Em meados do Séc. XVII assistimos ao aparecimento
de louça muito desenhada, de muitas pequenas figuras, paisagens, fauna, flora e
construções de tipo chinês, decorações estas que constituíram mais um motivo
ornamental que passou a ser conhecido por «desenho miúdo». No final do Séc. XVII
inicia-se na Holanda a manufactura da faiança, que vem substituir a Majólica, indo
buscar temas directos à porcelana da China, importada pela Real Companhia das Índias
Holandesas. Assiste-se, então, ao aparecimento de notáveis manufacturas de faiança em
Roterdão, Amsterdão, Antuérpia, Frislândia e principalmente, em Delft. Mas não foram
só as faianças europeias as influenciadas pelos motivos das porcelanas chinesas. Também
e, por sua vez, as de origem chinesa começaram a ser influenciadas pela cerâmica não
só portuguesa mas também pelas de outras origens e que iam nas naus de Portugal para
essas longínquas paragens. E não eram só as naus que serviam de intermediários. Eram,
também as caravanas que se abaiançavam a atingir a China, percorrendo as Rotas de
Prestes João e Marco Polo, com o aliciante das especiarias e das sedas orientais. Desta
comercialização sempre crescente nasceria, sem dúvida, um intercâmbio com fortes
repercussões nos costumes e também nas artes, principalmente nas decorativas. Foi
principalmente nestas que se exerceu a influência do Oriente. Foi a utilização das
formas e a visão decorativa aliada à cor que mais influência exerceram no gosto do
Ocidente.
A expansão política, religiosa e económica dos
portugueses teve nas artes do Extremo Oriente não propriamente sugestões, mas sim
influências na arte indiana ou persa, chinesa e japonesa. Atestam-no os biombos japoneses
e as lacas alusivas aos desembarques portugueses em Fundi e Nagasaki, peças de grande
valor decorativo. O mesmo diríamos dos temas europeus e dos brasões nacionais na
porcelana da China, integrados na história e evolução da arte chinesa e relações
políticas com os governadores. Nos tecidos da Índia, nos marfins e mobiliário, vemos, a
par da simbologia hindu e civilização oriental de animais e plantas, episódios tirados
da Bíblia e Novo Testamento. Na utilização, na técnica e no sentido decorativo
souberam os artistas Indígenas introduzir evocações de temas europeus. Criou-se assim
uma arte indo-portuguesa que teve muito a ver com a nossa permanência de séculos na
Índia Portuguesa. Há, de facto, uma integração das artes orientais na arte-portuguesa
nas faianças, nas porcelanas, nas colchas e tapetes e no mobiliário. Introduziram
assim na sua evolução aspectos dum exotismo renovador. Podemos, assim dizer que foram os
portugueses os percursores da influência oriental na arte europeia.

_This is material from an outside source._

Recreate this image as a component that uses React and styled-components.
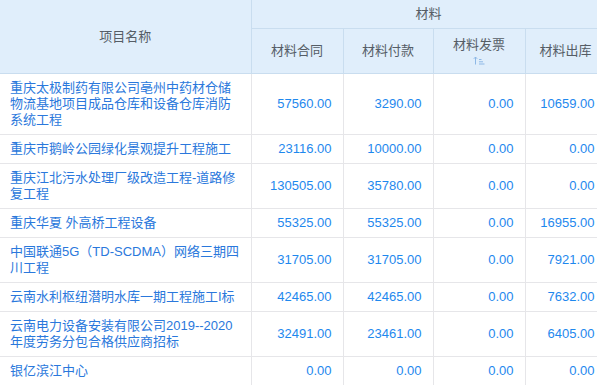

Dos modelos importados procedia-se à cópia directa
e renovando-a depois associando aos símbolos chineses os temas nacionais. Antes da
influência oriental ter dominado a faiança portuguesa do Séc. XVII, cultivámos o gosto
da Majólica italiana, conhecida entre nós como Louça de Pisa ou de Veneza, portos por
onde era exportada.
Foi tão forte a influência das faianças italianas
em Portugal que se tem como segura a existência no Séc. XVII de ainda 28 fornos de
louça de Veneza. À forte concorrência das faianças holandesas, italianas, inglesas e
espanholas, seguiu-se forte abrandamento das exportações das faianças portuguesas, daí
resultando a decadência desta produção nacional, com profundos reflexos na qualidade do
produto, com peças mais pesadas, esmaltes, mais grosseiros, uma pintura menos cuidada,
ganhando esta faiança um cunho muito popular em que a fraca selecção do desenho vem
denotar o pouco interesse do mercado consumidor. Era quase geral o panorama da nossa
faiança até princípios do Séc. XVIII.
Com as leis promulgadas nos finais do Séc. XVIII
pelo Marquês de Pombal, conheceu a faiança novo impulso, com a concessão de
privilégios e isenções, e ainda avultados subsídios pecuniários aos empregados das
fábricas, cujos progressos e desenvolvimento patrocinava, sendo, nalguns casos,
empresário o próprio Estado. E assim começaram a surgir fábricas de faiança em
vários pontos do País, como sejam: Fábrica de Darque (1744), Fábrica de Massarelos
(1766), Fábrica Viúva Antunes em Estremoz (1770), Fábrica Miragaia (1775), Fábrica de
Manuel Brioso (1779), Fábrica de Santo António do Vale da Piedade (1790), Fábrica da
Fervena (1824), Fábrica da Bandeira (1835), Fábrica da Fonte Nova em Aveiro (1882).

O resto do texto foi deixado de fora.